[STORED DATA]
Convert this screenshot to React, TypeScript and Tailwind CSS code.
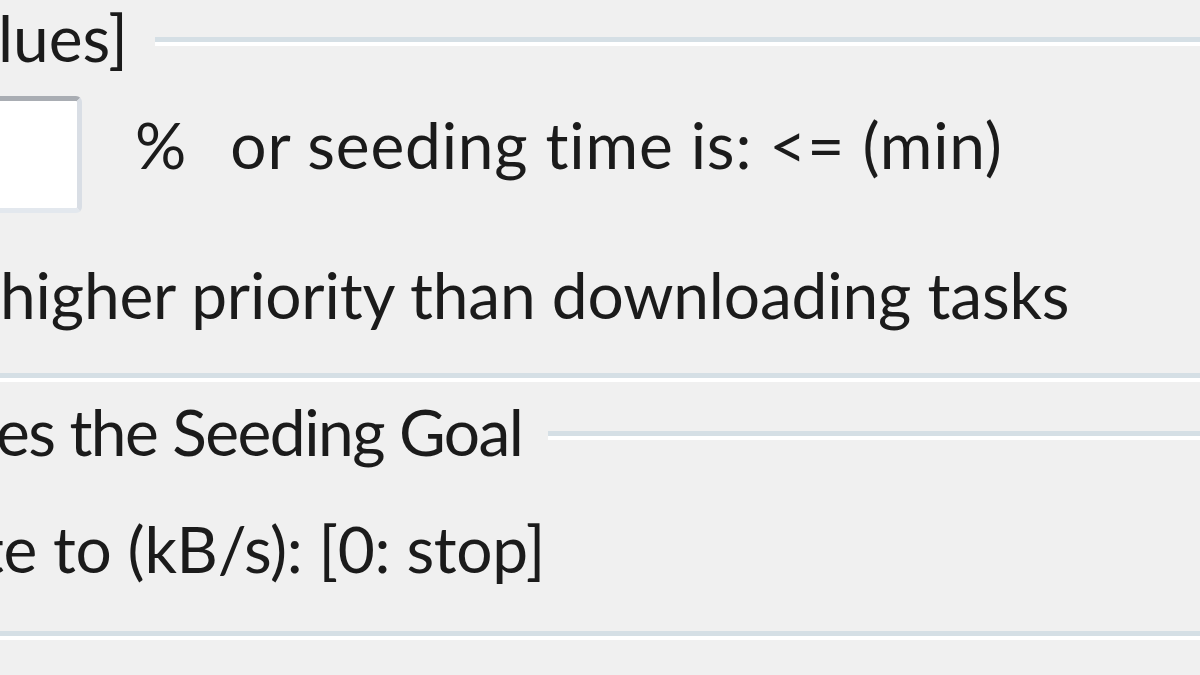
import React from 'react';

// Zoomed-in crop of a seeding options dialog; rows are cut at the left edge,
// so each row carries its hidden prefix in a zero-width, right-aligned box.

const font = { fontFamily: '"Lato", "Open Sans", sans-serif' };

function Clip({ children }: { children: React.ReactNode }) {
    return (
        <div className="w-0 flex justify-end whitespace-nowrap shrink-0">
            <span>{children}</span>
        </div>
    );
}

function GroupLine({ className = '' }: { className?: string }) {
    return (
        <div className={`h-[9px] border-t-[5px] border-b-[4px] border-t-[#d5dfe5] border-b-white ${className}`}></div>
    );
}

export default function App() {
    return (
        <div
            className="w-[1200px] h-[675px] overflow-hidden bg-[#f0f0f0] text-[#1b1b1b] text-[64px] leading-[64px] [font-variant-ligatures:none]"
            style={font}
        >
            {/* Group header: seeding goal values */}
            <div className="flex mt-[6px] h-[64px] -ml-[2px]">
                <Clip>Seeding Goal [0: no limit for both va</Clip>
                <span className="whitespace-nowrap">lues]</span>
                <GroupLine className="flex-1 ml-[27px] mt-[31px]" />
            </div>

            {/* Ratio / time row */}
            <div className="flex items-start mt-[26px] h-[117px]">
                <Clip>Stop seeding when share ratio &gt;= </Clip>
                <div className="-ml-[30px] w-[112px] h-[117px] bg-white border-[5px] border-t-[#a9adb3] border-r-[#d9dee5] border-b-[#e3e8ee] border-l-[#d9dee5] rounded-[6px] shrink-0"></div>
                <span className="ml-[53px] mt-[17px] whitespace-nowrap">%</span>
                <span className="ml-[44px] mt-[17px] whitespace-nowrap tracking-[0.8px]">or seeding time is: &lt;= (min)</span>
            </div>

            {/* Priority row */}
            <div className="flex mt-[50px] h-[64px]">
                <Clip>Seeding tasks have </Clip>
                <span className="whitespace-nowrap tracking-[-0.15px]">higher priority than downloading tasks</span>
            </div>

            <GroupLine className="mt-[46px]" />

            {/* Group header: after goal */}
            <div className="flex mt-[18px] h-[64px] -ml-[4px]">
                <Clip>When a task reach</Clip>
                <span className="whitespace-nowrap tracking-[-1.5px]">es the Seeding Goal</span>
                <GroupLine className="flex-1 ml-[26px] mt-[31px]" />
            </div>

            {/* Upload limit row */}
            <div className="flex mt-[53px] h-[64px] -ml-[19px]">
                <Clip>Limit upload ra</Clip>
                <span className="whitespace-nowrap tracking-[-0.3px]">te to (kB/s): [0: stop]</span>
            </div>

            <GroupLine className="mt-[50px]" />
        </div>
    );
}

[EXERCISE AIM]
Omit any images, then output the listing exactly.

[REPLY]
Convert this screenshot to React, TypeScript and Tailwind CSS code.
import React from 'react';

// Zoomed-in crop of a seeding options dialog; rows are cut at the left edge,
// so each row carries its hidden prefix in a zero-width, right-aligned box.

const font = { fontFamily: '"Lato", "Open Sans", sans-serif' };

function Clip({ children }: { children: React.ReactNode }) {
    return (
        <div className="w-0 flex justify-end whitespace-nowrap shrink-0">
            <span>{children}</span>
        </div>
    );
}

function GroupLine({ className = '' }: { className?: string }) {
    return (
        <div className={`h-[9px] border-t-[5px] border-b-[4px] border-t-[#d5dfe5] border-b-white ${className}`}></div>
    );
}

export default function App() {
    return (
        <div
            className="w-[1200px] h-[675px] overflow-hidden bg-[#f0f0f0] text-[#1b1b1b] text-[64px] leading-[64px] [font-variant-ligatures:none]"
            style={font}
        >
            {/* Group header: seeding goal values */}
            <div className="flex mt-[6px] h-[64px] -ml-[2px]">
                <Clip>Seeding Goal [0: no limit for both va</Clip>
                <span className="whitespace-nowrap">lues]</span>
                <GroupLine className="flex-1 ml-[27px] mt-[31px]" />
            </div>

            {/* Ratio / time row */}
            <div className="flex items-start mt-[26px] h-[117px]">
                <Clip>Stop seeding when share ratio &gt;= </Clip>
                <div className="-ml-[30px] w-[112px] h-[117px] bg-white border-[5px] border-t-[#a9adb3] border-r-[#d9dee5] border-b-[#e3e8ee] border-l-[#d9dee5] rounded-[6px] shrink-0"></div>
                <span className="ml-[53px] mt-[17px] whitespace-nowrap">%</span>
                <span className="ml-[44px] mt-[17px] whitespace-nowrap tracking-[0.8px]">or seeding time is: &lt;= (min)</span>
            </div>

            {/* Priority row */}
            <div className="flex mt-[50px] h-[64px]">
                <Clip>Seeding tasks have </Clip>
                <span className="whitespace-nowrap tracking-[-0.15px]">higher priority than downloading tasks</span>
            </div>

            <GroupLine className="mt-[46px]" />

            {/* Group header: after goal */}
            <div className="flex mt-[18px] h-[64px] -ml-[4px]">
                <Clip>When a task reach</Clip>
                <span className="whitespace-nowrap tracking-[-1.5px]">es the Seeding Goal</span>
                <GroupLine className="flex-1 ml-[26px] mt-[31px]" />
            </div>

            {/* Upload limit row */}
            <div className="flex mt-[53px] h-[64px] -ml-[19px]">
                <Clip>Limit upload ra</Clip>
                <span className="whitespace-nowrap tracking-[-0.3px]">te to (kB/s): [0: stop]</span>
            </div>

            <GroupLine className="mt-[50px]" />
        </div>
    );
}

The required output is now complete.